44 資質向上?

2006.7


 教員の資質向上が叫ばれているようである。つい先日も、中教審が教員免許の更新制度とやらを提案したと報じられた。で、どういう風に更新するのかというと、10年たったら、30時間ほどの講義を受講すればよいのだそうである。それで教員の資質向上が見込まれるのだそうだ。

 もしそれが本当なら、教員も見くびられたものである。いや、人間というものが見くびられたのだといったほうがよいのかもしれぬ。

 「資質」というものが語られるときに、すぐに「研修」が持ち出される。まるで、子どもにむかって「勉強しなさい」としか言えない親のようなものである。「30時間の講義」というものが、どのようなものになるかは、おおよその見当はつく。
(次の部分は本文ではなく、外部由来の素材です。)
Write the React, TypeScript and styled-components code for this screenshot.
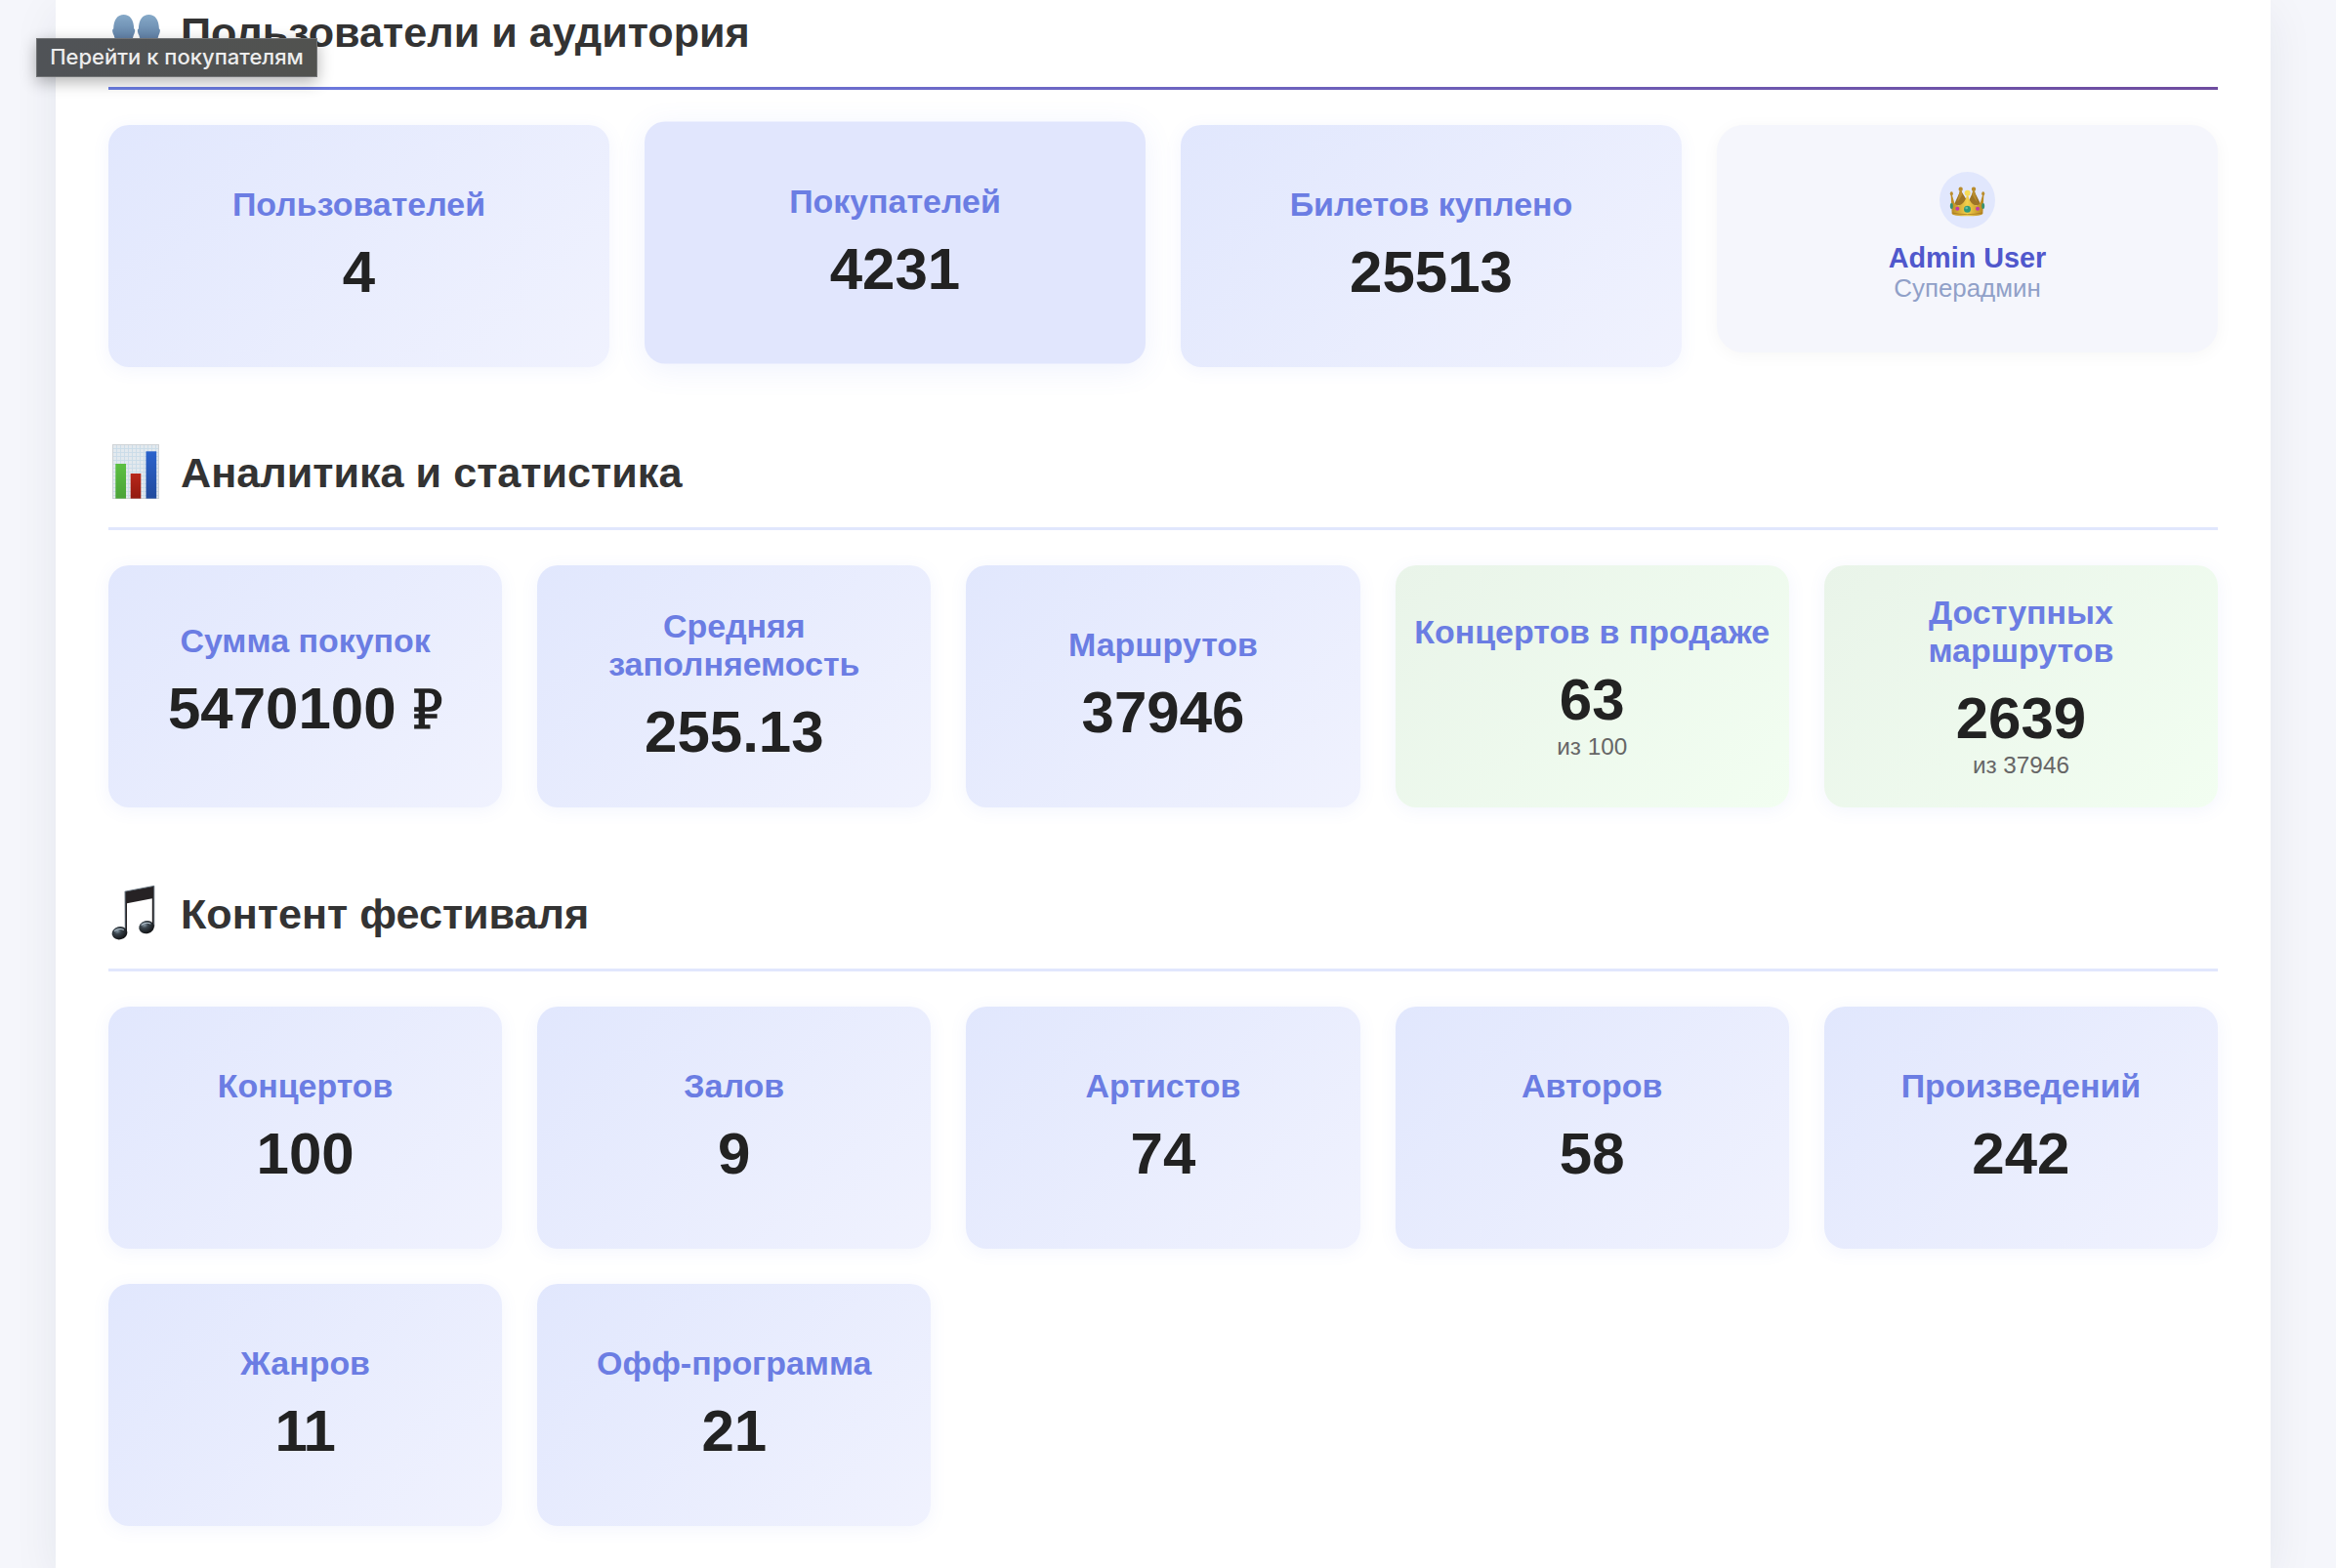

どこぞの教育委員会のエライ人が、アリガタイお話をするのであろう。で、当の教員の方は、授業中の生徒よろしく居眠り三昧ということになるわけである。

 ぼくは「研修」というものが、ヘビより嫌いだから、大学を卒業して都立高校の教師になった最初の年の都の主催する「新人教員研修」には1回しか出席しなかった。その1回というのは、給与についての説明会だった。それ以外のアリガタイお話の研修会は一切出なかったし、当時の校長もそれについて何も言わなかった。校長自身、そんな研修会が屁でもないないことぐらい百も承知だったからだろう。それくらいの反骨精神はある校長だった。

 それはしかし30年も前の話である。今では、多分そういうことは許されないだろう。そればかりか、新人教員自身が官製の「研修」を求めているらしい。役人や、先輩教師のアリガタイお話をせっせと聞いて、「自分を高めたい」ということなのかどうか知らないが、もしそういうことだとしたら、それこそ「資質」の低下の証拠である。

 「教員の資質」というものがもしあるとするならば、それはたった一つ「権威や権力に屈しない力」だとぼくは思っている。数学の力が多少劣っていても、国語の読解力が多少心許なくても、教員の仕事は何とかつとまる。というよりも、生徒に与える「被害」が最小限ですむ。しかしその資質を持たない教員は、生徒を不幸にする。

 「ホウレンソウ(報告・連絡・相談)」が大事ですなんてことを教員が学んで、生徒の「悪事」ひとつ心にしまっておけないような教員ばかりがウヨウヨすることになれば、ろくなことはない。というか、もうそういう世の中になってしまっているような気もするが。